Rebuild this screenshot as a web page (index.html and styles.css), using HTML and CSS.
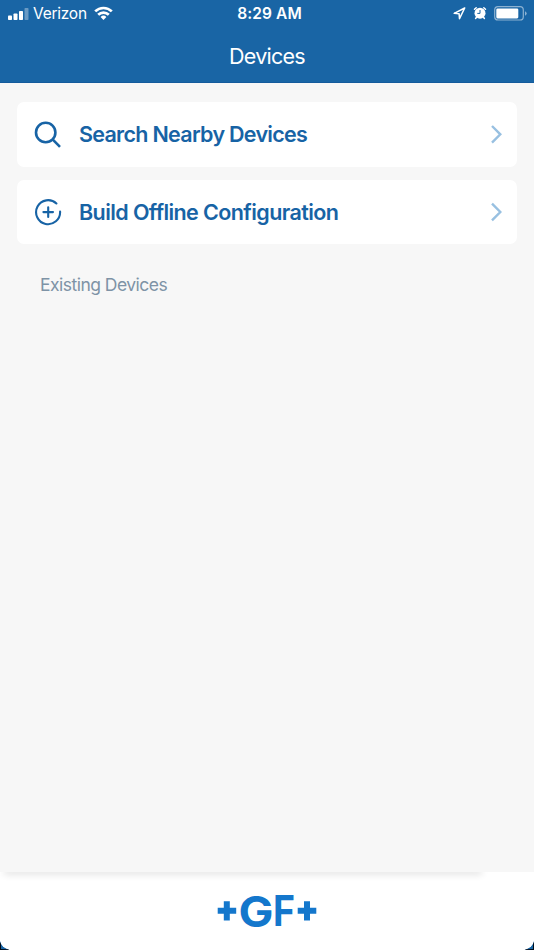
FILE: index.html
```html
<!DOCTYPE html>
<html lang="en">
<head>
<meta charset="utf-8">
<title>Devices</title>
<link rel="stylesheet" href="styles.css">
</head>
<body>
<div class="screen">
  <header class="header">
    <div class="status">
      <div class="status-left">
        <svg class="signal" width="21" height="12" viewBox="0 0 21 12" fill="#fff"><rect x="0" y="7.500" width="4" height="4.500" rx=".8"/><rect x="5.500" y="5.500" width="4" height="6.500" rx=".8"/><rect x="11" y="3" width="4" height="9" rx=".8"/><rect x="16.500" y="0" width="4" height="12" rx=".8" opacity=".35"/></svg>
        <span class="carrier">Verizon</span>
        <svg class="wifi" width="19" height="14" viewBox="0 0 19 14" fill="none" stroke="#fff" stroke-width="2.700"><path d="M1.200 5.400a11.800 11.800 0 0 1 16.600 0M4.200 8.800a7.600 7.600 0 0 1 10.600 0"/><path d="M9.500 13.900 6.600 11a4.200 4.200 0 0 1 5.800 0z" fill="#fff" stroke="none"/></svg>
      </div>
      <span class="time">8:29 AM</span>
      <div class="status-right">
        <svg width="13" height="13" viewBox="0 0 13 13" fill="none" stroke="#fff" stroke-width="1.500" stroke-linejoin="round"><path d="M11.700 1 1.200 6.300l4.900.5.400 4.900z"/></svg>
        <svg width="14" height="14" viewBox="0 0 14 14"><path d="M1.500 3.300 3.200 1.700M12.500 3.300 10.800 1.700M3.500 11.300 2.600 12.500M10.500 11.300l.9 1.200" stroke="#fff" stroke-width="1.500" stroke-linecap="round"/><circle cx="7" cy="7.200" r="5.500" fill="#fff"/><path d="M7 4v3.400H4.300" fill="none" stroke="#1965a5" stroke-width="1"/></svg>
        <svg width="33" height="15" viewBox="0 0 33 15"><rect x=".7" y=".7" width="28.600" height="13.300" rx="3.300" fill="none" stroke="#fff" stroke-opacity=".5" stroke-width="1.200"/><rect x="2.300" y="2.400" width="22" height="10" rx="1.300" fill="#fff"/><path d="M31 5.300q1.700.7 1.700 2.200T31 9.700z" fill="#fff" fill-opacity=".5"/></svg>
      </div>
    </div>
    <h1 class="title">Devices</h1>
  </header>
  <main class="content">
    <a class="card">
      <svg class="card-icon search-icon" width="28" height="28" viewBox="0 0 28 28" fill="none" stroke="#1763a5" stroke-width="2.600"><circle cx="11.700" cy="11.500" r="9.700"/><path d="m18.600 18.400 7.400 7.400"/></svg>
      <span class="card-label search">Search Nearby Devices</span>
      <svg width="12" height="20" viewBox="0 0 12 20" fill="none" stroke="#98c0e1" stroke-width="2.400"><path d="m1 2 8.300 8.300L1 18.600"/></svg>
    </a>
    <a class="card">
      <svg class="card-icon" width="28" height="28" viewBox="0 0 28 28" fill="none" stroke="#1763a5" stroke-width="2.100" stroke-linecap="round"><path d="M22.400 5.500A12 12 0 1 0 26.100 13.500"/><path d="M14.200 9.300v9.600M9.400 14.100H19"/></svg>
      <span class="card-label build">Build Offline Configuration</span>
      <svg width="12" height="20" viewBox="0 0 12 20" fill="none" stroke="#98c0e1" stroke-width="2.400"><path d="m1 1.700 8.300 8.300L1 18.300"/></svg>
    </a>
    <h2 class="section">Existing Devices</h2>
  </main>
  <footer class="footer">
    <div class="footer-shadow"></div>
    <svg class="logo" width="100" height="58" viewBox="0 -9 100 58" fill="#1477cc" role="img" aria-label="+GF+">
      <path d="M6.800 10.200h6v6.600h6.400v6h-6.400v6.600h-6v-6.600H.7v-6h6.100zM87 10.200h6v6.600h6.300v6H93v6.600h-6v-6.600h-6.300v-6H87z"/>
      <text class="logo-text" x="21.500" y="35.500" textLength="35" lengthAdjust="spacingAndGlyphs">G</text>
      <text class="logo-text" x="56" y="35" textLength="22" lengthAdjust="spacingAndGlyphs">F</text>
    </svg>
    <svg class="corner left" width="10" height="10" viewBox="0 0 10 10"><path d="M0 1Q1.500 8.500 9.500 10H0z" fill="#1965a5"/><path d="M0 2 1 4V9l7 .3L9 10H0z" fill="#000b18"/><path d="M1 4.500Q3 8 7 9H1z" fill="#1965a5"/></svg>
    <svg class="corner right" width="10" height="10" viewBox="0 0 10 10"><path d="M0 1Q1.500 8.500 9.500 10H0z" fill="#1965a5"/><path d="M0 2 1 4V9l7 .3L9 10H0z" fill="#000b18"/><path d="M1 4.500Q3 8 7 9H1z" fill="#1965a5"/></svg>
  </footer>
</div>
</body>
</html>
```
FILE: styles.css
```css
* { box-sizing: border-box; }
body { margin: 0; font-family: Inter, "Liberation Sans", sans-serif; }
svg { display: block; flex: none; }
.screen { width: 534px; height: 950px; display: flex; flex-direction: column; background: #f7f7f7; overflow: hidden; }
.header { height: 83px; background: #1965a5; color: #fff; border-bottom: 1px solid #145b9c; }
.status { height: 28px; padding: 0 7px 0 8px; display: grid; grid-template-columns: 1fr auto 1fr; align-items: center; }
.status-left { display: flex; align-items: center; }
.signal { margin-top: -1px; }
.carrier { font-size: 15.500px; line-height: 28px; letter-spacing: -.25px; margin-left: 4px; width: 54px; white-space: nowrap; }
.wifi { margin-left: 7px; margin-top: -2px; }
.time { font-size: 15.500px; font-weight: 600; letter-spacing: .1px; line-height: 28px; padding-left: 4px; }
.status-right { display: flex; justify-content: flex-end; align-items: center; gap: 7px; margin-top: -2px; }
.title { margin: 0; font-size: 21.500px; letter-spacing: -.75px; font-weight: 400; line-height: 56px; text-align: center; }
.content { flex: 1; padding: 19px 17px; display: flex; flex-direction: column; }
.card { height: 64.500px; margin-bottom: 13px; padding: 0 14px 0 17px; display: flex; align-items: center; background: #fff; border-radius: 7px; color: #1763a5; }
.search-icon { position: relative; top: 1px; }
.card-label { flex: 1; margin-left: 17px; font-size: 21.500px; font-weight: 600; white-space: nowrap; }
.search { letter-spacing: -.71px; }
.build { letter-spacing: -.59px; }
.section { margin: 15px 0 0 23px; font-size: 17.500px; letter-spacing: -.52px; line-height: 26px; font-weight: 400; color: #7e93a6; }
.footer { position: relative; height: 78px; background: #fff; display: flex; justify-content: center; align-items: center; overflow: hidden; }
.footer-shadow { position: absolute; top: -4px; left: 4px; width: 478px; height: 4px; box-shadow: 0 2px 7px rgba(0,0,0,.16); }
.logo { overflow: visible; }
.logo-text { font-family: Inter, sans-serif; font-size: 43px; font-weight: 700; }
.corner { position: absolute; bottom: 0; left: 0; }
.corner.right { left: auto; right: 0; transform: scaleX(-1); }
```
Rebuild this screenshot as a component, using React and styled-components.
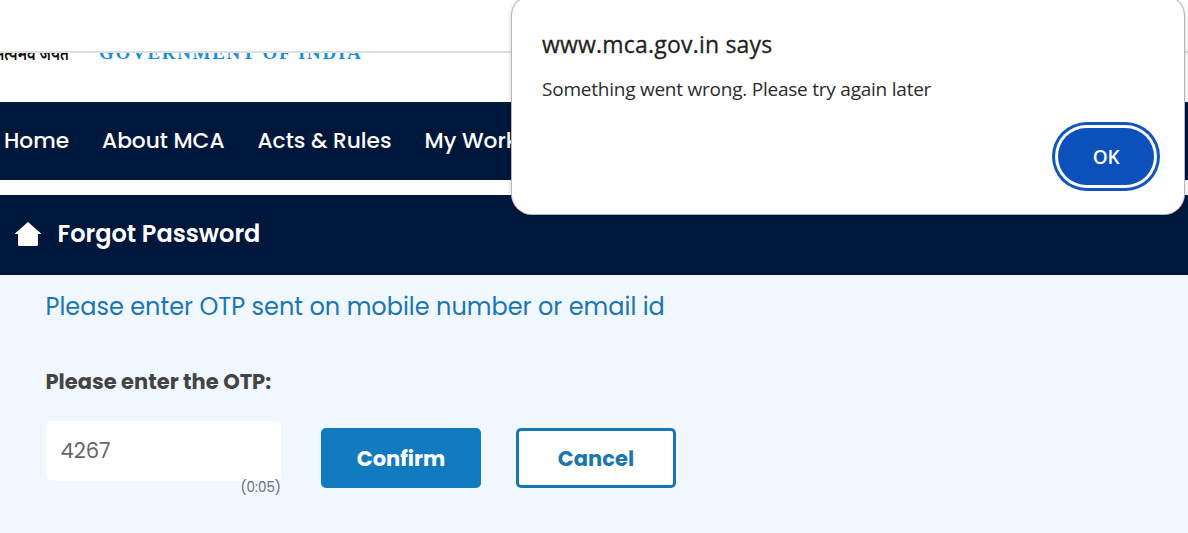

§ §

Given request
Find "screenshot". Copy every line it occurs in.

Answer to the exercise
Rebuild this screenshot as a web page (index.html and styles.css), using HTML and CSS.
Rebuild this screenshot as a component, using React and styled-components.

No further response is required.